As discussed with @vfdev-5 in #309, it could be sometimes useful to provide a handler to store all output prediction history for visualization purposes. Following is my first try to implement it.

import torch
from ignite.engine import Events

class EpochOutputStore(object):
    """EpochOutputStore handler to save output prediction and target history
    after every epoch, could be useful for e.g., visualization purposes.

    Note:
        This can potentially lead to a memory error if the output data is
    larger than available RAM.

    Args:
         output_transform (callable, optional): a callable that is used to
         transform the :class:`~ignite.engine.engine.Engine`'s
         ``process_function``'s output into the form `y_pred, y`, e.g.,
         lambda x, y, y_pred: y_pred, y

    Examples:
    .. code-block:: python
        import ...

        eos = EpochOutputStore()
        trainer = create_supervised_trainer(model, optimizer, loss)
        train_evaluator = create_supervised_evaluator(model, metrics={"acc": Accuracy()})
        eos.attach(train_evaluator)

        @trainer.on(Events.EPOCH_COMPLETED)
        def log_training_results(engine):
            train_evaluator.run(train_loader)
            y_pred, y = eos.get_output()
            # plottings

    """
    def __init__(self, output_transform=lambda x: x):
        self.predictions = None
        self.targets = None
        self.output_transform = output_transform

    def reset(self):
        self.predictions = []
        self.targets = []

    def update(self, engine):
        y_pred, y = self.output_transform(engine.state.output)
        self.predictions.append(y_pred)
        self.targets.append(y)

    def attach(self, engine):
        engine.add_event_handler(Events.EPOCH_STARTED, self.reset)
        engine.add_event_handler(Events.ITERATION_COMPLETED, self.update)

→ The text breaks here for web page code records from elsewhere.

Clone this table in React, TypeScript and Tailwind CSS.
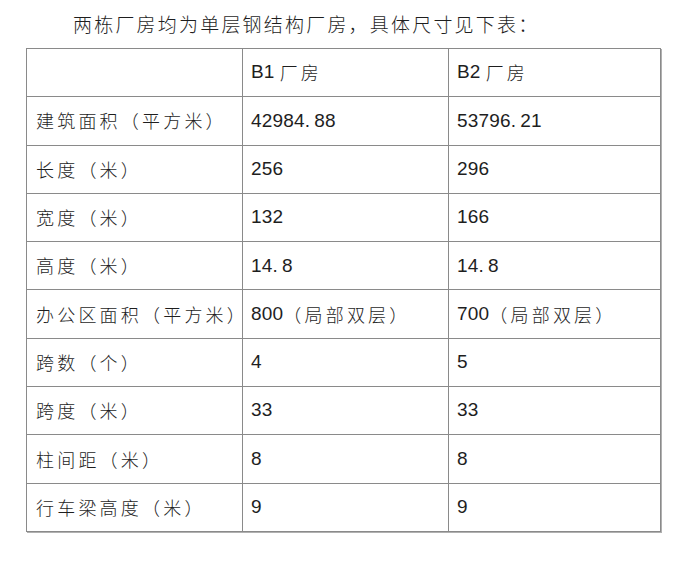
import React from "react";

const rows: [string, string, string][] = [
  ["", "B1 厂房", "B2 厂房"],
  ["建筑面积（平方米）", "42984.88", "53796.21"],
  ["长度（米）", "256", "296"],
  ["宽度（米）", "132", "166"],
  ["高度（米）", "14.8", "14.8"],
  ["办公区面积（平方米）", "800（局部双层）", "700（局部双层）"],
  ["跨数（个）", "4", "5"],
  ["跨度（米）", "33", "33"],
  ["柱间距（米）", "8", "8"],
  ["行车梁高度（米）", "9", "9"],
];

function Latin({ text }: { text: string }) {
  const idx = text.indexOf(".");
  if (idx < 0) return <>{text}</>;
  return (
    <>
      {text.slice(0, idx)}
      <span className="mr-[4px]">.</span>
      {text.slice(idx + 1)}
    </>
  );
}

function Cell({ text, first }: { text: string; first: boolean }) {
  const parts = text.match(/[A-Za-z0-9.]+|[^A-Za-z0-9.]+/g) || [];
  return (
    <div
      className={`flex items-center border-r border-b border-[#8a8a8a] ${first ? "pl-[9px]" : "pl-[8px]"} text-[#1e1e1e] whitespace-nowrap`}
    >
      {parts.map((p, i) =>
        /[A-Za-z0-9.]/.test(p) ? (
          <span
            key={i}
            className="shrink-0 text-[19px] tracking-[0.2px] [font-family:'Liberation_Sans','Noto_Sans_CJK_SC',sans-serif]"
          >
            <Latin text={p} />
          </span>
        ) : (
          <span
            key={i}
            className={`shrink-0 text-[18px] tracking-[3.2px] [font-family:'Noto_Sans_CJK_SC',sans-serif] font-light ${p.startsWith(" ") ? "ml-[5px]" : ""}`}
          >
            {p.trim()}
          </span>
        )
      )}
    </div>
  );
}

export default function App() {
  return (
    <div className="w-[700px] h-[561px] bg-white overflow-hidden">
      <div className="h-[48px] flex items-center pl-[73px] text-[19px] tracking-[2.2px] text-[#1e1e1e] [font-family:'Noto_Sans_CJK_SC',sans-serif] font-light">
        两栋厂房均为单层钢结构厂房，具体尺寸见下表：
      </div>
      <div className="ml-[26px] w-[635px] grid grid-cols-[216px_206px_212px] auto-rows-[48.3px] border-l border-t border-[#8a8a8a] shadow-[1px_1px_0_#b0b0b0]">
        {rows.map((r, ri) =>
          r.map((c, ci) => <Cell key={`${ri}-${ci}`} text={c} first={ci === 0} />)
        )}
      </div>
    </div>
  );
}
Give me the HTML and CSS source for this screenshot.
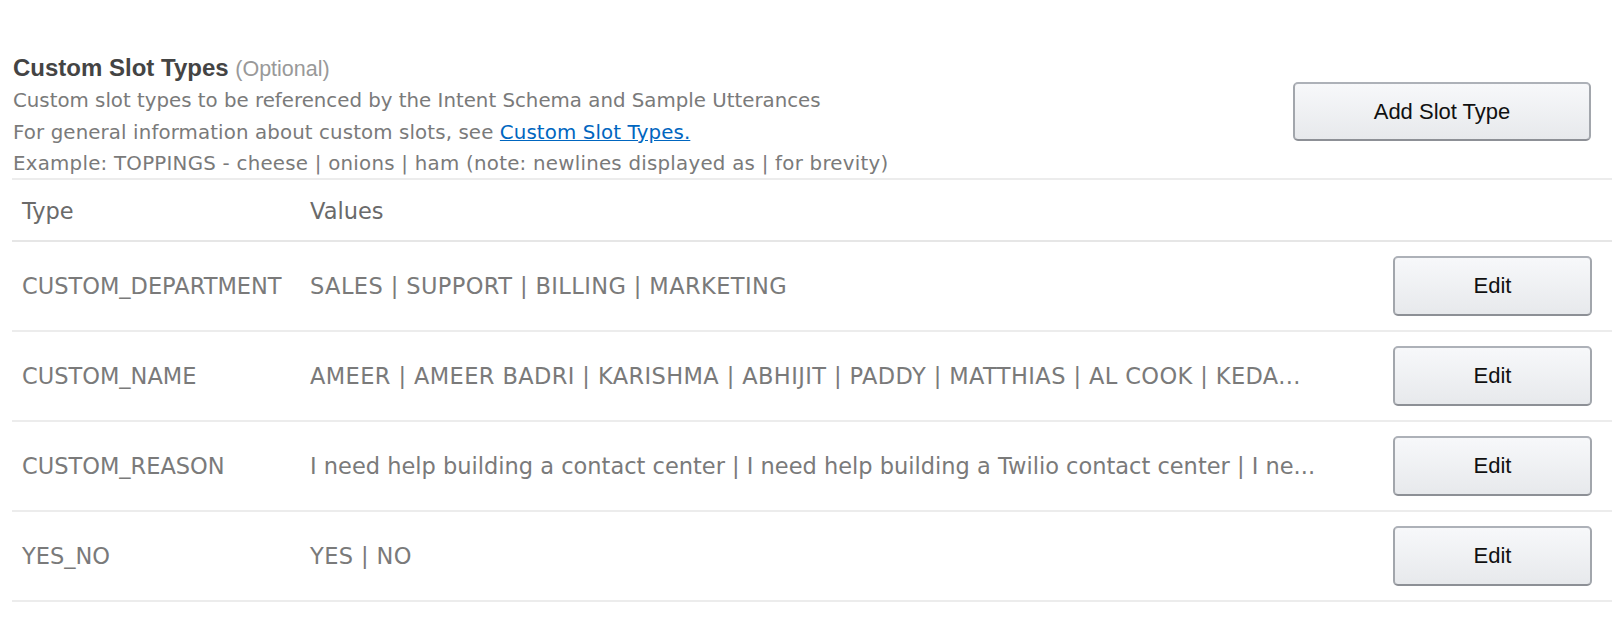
FILE: index.html
```html
<!DOCTYPE html>
<html>
<head>
<meta charset="utf-8">
<link rel="stylesheet" href="styles.css">
</head>
<body>
<div class="page">
  <div class="intro">
    <div class="intro-text">
      <h2 class="title">Custom Slot Types <span class="optional">(Optional)</span></h2>
      <p class="desc">Custom slot types to be referenced by the Intent Schema and Sample Utterances</p>
      <p class="desc desc-link">For general information about custom slots, see <a href="#" class="link">Custom Slot Types.</a></p>
      <p class="desc desc-example">Example: TOPPINGS - cheese | onions | ham (note: newlines displayed as | for brevity)</p>
    </div>
    <button class="btn btn-add">Add Slot Type</button>
  </div>
  <table class="slots">
    <colgroup>
      <col class="c-type">
      <col class="c-values">
      <col class="c-action">
    </colgroup>
    <thead>
      <tr><th>Type</th><th>Values</th><th></th></tr>
    </thead>
    <tbody>
      <tr>
        <td>CUSTOM_DEPARTMENT</td>
        <td class="values caps">SALES | SUPPORT | BILLING | MARKETING</td>
        <td class="action"><button class="btn btn-edit">Edit</button></td>
      </tr>
      <tr>
        <td>CUSTOM_NAME</td>
        <td class="values caps">AMEER | AMEER BADRI | KARISHMA | ABHIJIT | PADDY | MATTHIAS | AL COOK | KEDA...</td>
        <td class="action"><button class="btn btn-edit">Edit</button></td>
      </tr>
      <tr>
        <td>CUSTOM_REASON</td>
        <td class="values">I need help building a contact center | I need help building a Twilio contact center | I ne...</td>
        <td class="action"><button class="btn btn-edit">Edit</button></td>
      </tr>
      <tr>
        <td>YES_NO</td>
        <td class="values caps">YES | NO</td>
        <td class="action"><button class="btn btn-edit">Edit</button></td>
      </tr>
    </tbody>
  </table>
</div>
</body>
</html>
```
FILE: styles.css
```css
html, body {
  margin: 0;
  padding: 0;
  background: #ffffff;
}
.page {
  width: 1600px;
  margin-left: 12px;
  padding-top: 50px;
  font-family: "DejaVu Sans", "Bitstream Vera Sans", Verdana, sans-serif;
  color: #7a7a7a;
}
.intro {
  display: flex;
  justify-content: space-between;
  align-items: flex-start;
  padding-right: 21px;
}
.intro-text {
  padding-left: 1px;
}
.title {
  margin: 0;
  font-family: "Liberation Sans", Arial, sans-serif;
  font-size: 24px;
  font-weight: bold;
  color: #444444;
  line-height: 31px;
  padding-top: 2px;
}
.optional {
  font-weight: normal;
  font-size: 21.5px;
  color: #999999;
}
.desc {
  margin: 0;
  font-size: 19.8px;
  line-height: 32px;
}
.desc-link {
  letter-spacing: 0.12px;
}
.desc-example {
  letter-spacing: 0.25px;
  line-height: 29px;
}
.link {
  color: #0066c0;
  text-decoration: underline;
}
.btn {
  font-family: "Liberation Sans", Arial, sans-serif;
  font-size: 22px;
  color: #111111;
  background: linear-gradient(to bottom, #f7f8fa, #e7e9ec);
  border: 2px solid;
  border-color: #adb1b8 #a2a6ac #8d9096;
  border-radius: 5px;
  cursor: pointer;
  padding: 0;
}
.btn-add {
  width: 298px;
  height: 59px;
  margin-top: 32px;
}
.btn-edit {
  width: 199px;
  height: 60px;
}
.slots {
  width: 1600px;
  border-collapse: collapse;
  table-layout: fixed;
  border-top: 2px solid #ececec;
}
.c-type { width: 288px; }
.c-values { width: 1010px; }
.c-action { width: 302px; }
.slots th {
  text-align: left;
  font-weight: normal;
  font-size: 22.5px;
  color: #6a6a6a;
  height: 58px;
  padding: 2px 10px 0;
  border-bottom: 2px solid #e6e6e6;
}
.slots td {
  font-size: 22.5px;
  height: 88px;
  padding: 0 10px;
  border-bottom: 2px solid #ececec;
  white-space: nowrap;
  color: #7a7a7a;
}
.slots td.caps {
  letter-spacing: 0.4px;
}
.slots td.action {
  text-align: right;
  padding-right: 20px;
}
```
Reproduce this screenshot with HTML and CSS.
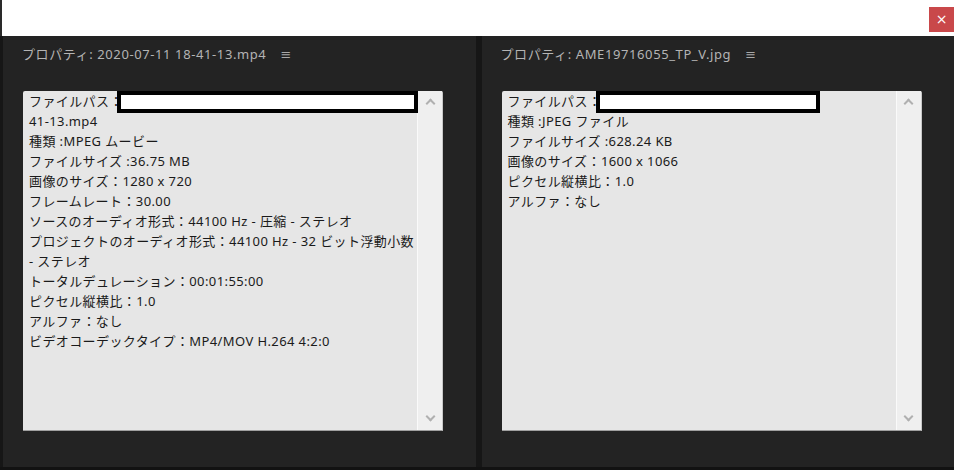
FILE: index.html
```html
<!DOCTYPE html>
<html lang="ja">
<head>
    <meta charset="UTF-8">
    <title>プロパティ</title>
    <link rel="stylesheet" href="styles.css">
</head>
<body>
    <div class="topbar">
        <button class="close">×</button>
    </div>
    <div class="panels">
        <div class="panel">
            <div class="title">プロパティ: 2020-07-11 18-41-13.mp4 <span class="menu">≡</span></div>
            <div class="infobox">
                <div class="lines">
                    <p>ファイルパス：</p>
                    <p>41-13.mp4</p>
                    <p>種類 :MPEG ムービー</p>
                    <p>ファイルサイズ :36.75 MB</p>
                    <p>画像のサイズ：1280 x 720</p>
                    <p>フレームレート：30.00</p>
                    <p>ソースのオーディオ形式：44100 Hz - 圧縮 - ステレオ</p>
                    <p>プロジェクトのオーディオ形式：44100 Hz - 32 ビット浮動小数</p>
                    <p>- ステレオ</p>
                    <p>トータルデュレーション：00:01:55:00</p>
                    <p>ピクセル縦横比：1.0</p>
                    <p>アルファ：なし</p>
                    <p>ビデオコーデックタイプ：MP4/MOV H.264 4:2:0</p>
                    <span class="redact redact-1"></span>
                </div>
                <div class="scrollbar">
                    <span class="arrow up"></span>
                    <span class="arrow down"></span>
                </div>
            </div>
        </div>
        <div class="panel">
            <div class="title">プロパティ: AME19716055_TP_V.jpg <span class="menu">≡</span></div>
            <div class="infobox">
                <div class="lines">
                    <p>ファイルパス：</p>
                    <p>種類 :JPEG ファイル</p>
                    <p>ファイルサイズ :628.24 KB</p>
                    <p>画像のサイズ：1600 x 1066</p>
                    <p>ピクセル縦横比：1.0</p>
                    <p>アルファ：なし</p>
                    <span class="redact redact-2"></span>
                </div>
                <div class="scrollbar">
                    <span class="arrow up"></span>
                    <span class="arrow down"></span>
                </div>
            </div>
        </div>
    </div>
    <div class="bottom"></div>
</body>
</html>
```

FILE: styles.css
```css
body {
    margin: 0;
    width: 954px;
    height: 470px;
    overflow: hidden;
    background: #1a1a1a;
    font-family: "Noto Sans", "Noto Sans CJK JP", sans-serif;
}

.topbar {
    height: 36px;
    background: #ffffff;
    border-left: 2px solid #2a2a2a;
    display: flex;
    justify-content: flex-end;
    align-items: flex-start;
    box-sizing: border-box;
}

.close {
    margin-top: 7px;
    width: 25px;
    height: 25px;
    border: none;
    padding: 0;
    background: #c9484a;
    color: #ffffff;
    font-size: 14px;
    line-height: 25px;
    font-family: "DejaVu Sans", sans-serif;
}

.panels {
    display: flex;
    gap: 6px;
    padding-left: 3px;
    height: 431px;
    background: #161616;
}

.panel {
    flex: 1;
    background: #232323;
    padding-left: 20px;
}

.title {
    height: 55px;
    line-height: 36px;
    font-size: 13px;
    letter-spacing: 0.6px;
    color: #b4b4b4;
    margin-left: -1px;
}

.menu {
    margin-left: 10px;
    font-family: "DejaVu Sans", sans-serif;
    color: #a8a8a8;
}

.infobox {
    width: 420px;
    height: 340px;
    display: flex;
    background: #e6e6e6;
    border-right: 1px solid #c8c8c8;
    border-bottom: 1px solid #a0a0a0;
    box-sizing: border-box;
    border-radius: 2px 2px 0 0;
}

.lines {
    flex: 1;
    position: relative;
    padding-left: 6px;
}

.lines p {
    margin: 0;
    font-size: 13px;
    line-height: 20px;
    letter-spacing: 0.4px;
    color: #1a1a1a;
    white-space: nowrap;
}

.redact {
    position: absolute;
    top: 0;
    height: 22px;
    background: #ffffff;
    border: 4px solid #000000;
    box-sizing: border-box;
}

.redact-1 {
    left: 94px;
    width: 301px;
}

.redact-2 {
    left: 94px;
    width: 224px;
}

.scrollbar {
    width: 24px;
    background: #efefef;
    border-left: 1px solid #fafafa;
    display: flex;
    flex-direction: column;
    justify-content: space-between;
    align-items: center;
    padding: 6px 0;
}

.arrow {
    width: 5px;
    height: 5px;
    border-left: 2px solid #b0b0b0;
    border-top: 2px solid #b0b0b0;
}

.arrow.up {
    transform: rotate(45deg);
    margin-top: 3px;
}

.arrow.down {
    transform: rotate(225deg);
    margin-bottom: 4px;
}

.bottom {
    height: 3px;
    background: #121212;
}
```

    def get_output(self, to_numpy=False):
        prediction_tensor = torch.cat(self.predictions, dim=0)
        target_tensor = torch.cat(self.targets, dim=0)

        if to_numpy:
            prediction_tensor = prediction_tensor.cpu().detach().numpy()
            target_tensor = target_tensor.cpu().detach().numpy()

        return prediction_tensor, target_tensor

enhancement help wanted

Source

ZhiliangWu

Most helpful comment

Hi @vfdev-5, yes, I would agree that save everything on a data list is more general. Maybe I am a bit too focused on my understanding of output being the output of the network. I will try to figure out the PR process and send an update.

ZhiliangWu on 2 Aug 2020

👍2

All 5 comments

@ZhiliangWu thank you for this FR! It looks good!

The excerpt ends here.